You could take a socket cover off and see if it’s cabled and if it is , how many ‘wires’ are connected etc , telephony only needs 2 wires , connected in position 2 and 5 although sometimes 3 are connected.
As already stated you could try power line adapters , or run your own ‘CAT5’ cabling and sockets or buy a longer Ethernet cable so the router can be placed outside the cupboard where the ONT is ( this probably not the best for looking neat and tidy )
If the site is still ongoing , then grab one of the developers employees and enquire about internet in other rooms , but BT cannot be responsible for poor WiFi if it’s the environment the router is placed in, and OR didn’t chose where the ONT ( and effectively the router ) are placed
@Haddaway97 So let me get this straight.
You think it is the fault of BTRetail for developer not following the recommendations outlined in the Openreach Developer's Handbook?
Is it also BTRetail's fault that you did not act with due dilligence in ensuring a wired internal network was available in a property you were about to purchase for several thousands of pounds?
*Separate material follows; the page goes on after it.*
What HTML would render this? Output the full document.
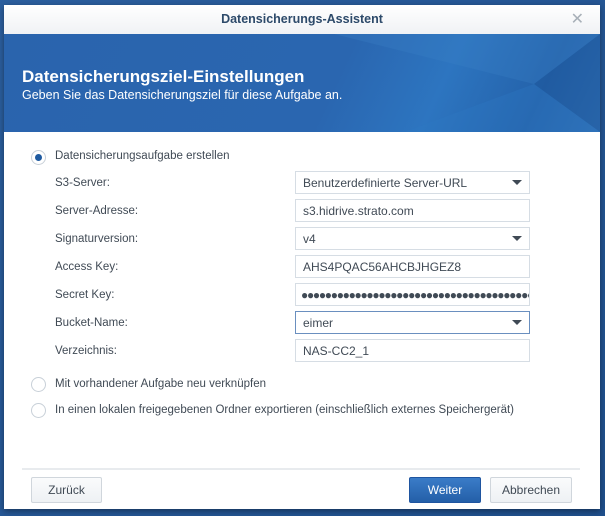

As has been stated by others in this thread, it has nothing to do with either BTRetail or Openreach. It is between you and the developer.
Here's an extract from the Openreach Developer's Handbook.
As you have stated others have said this so you also saying it adds nothing.
I was told that Ethernet ports would be available around the house.
I didn't buy the house.
You offered no solution at all.
The facts are that BT guarantee fibre all over the house and WiFi in every room. Yet it only works in 2 rooms of the house. That's a BT Retail guarantee. They don't provide that and offer no solution to fix it.